Początkowo służył jako miejsce tworzenia amatorskich teledysków – dzieci pod znane przeboje podkładały własne układy taneczne. Pierwszy raz spotkałem się z nim dwa lat temu, gdy jedna z moich córek pochwaliła mi się filmikiem na telefonie koleżanki ze szkoły. Zresztą 95 proc. użytkowników tego serwisu w Polsce to dziewczyny. Co więcej, 97-proc. to nastolatki!
Największym problemem TikToka – oprócz tego, że stał się bagnem tzw. patostreamingu (jeśli macie Państwo mocne nerwy, znajdźcie na YouTubie coś w rodzaju „przegląd najgorszych polskich TikToków") – jest jednak to, że aplikację założyli Chińczycy. A to nie jest w dzisiejszych czasach bez znaczenia.
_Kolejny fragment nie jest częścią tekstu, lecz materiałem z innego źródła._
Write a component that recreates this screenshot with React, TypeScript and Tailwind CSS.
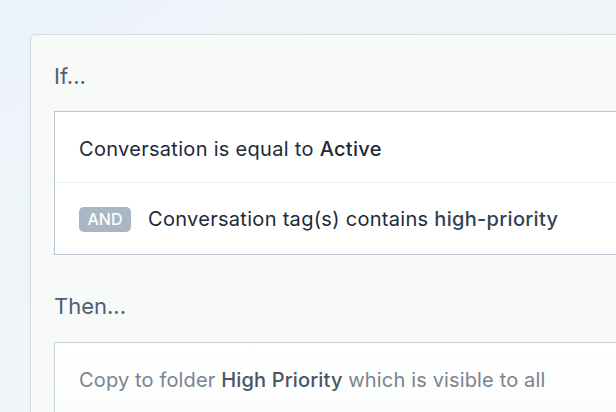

Dzienniki „The Guardian" i „Le Monde" poinformowały w tym tygodniu, że rząd w Pekinie zmusił serwis do przestrzegania zakazu „wypaczania historii". Co się kryje pod tym pojęciem? Po prostu cenzura. Serwis usuwa bowiem informacje o Tybecie, Tajwanie, prześladowaniach religijnych w Chinach, Baracku Obamie, ludobójstwie w Kambodży, masakrze na placu Tiananmen. Znikać z niego zaczęły też relacje ze wspomnianych na początku protestów w Hongkongu.
TikTok jest doskonałym przykładem działania chińskich przedsiębiorstw. Podbijają świat, oferują świetne, nowoczesne i tanie usługi. Ale na końcu jest polityka, której nie mogą się nie podporządkować.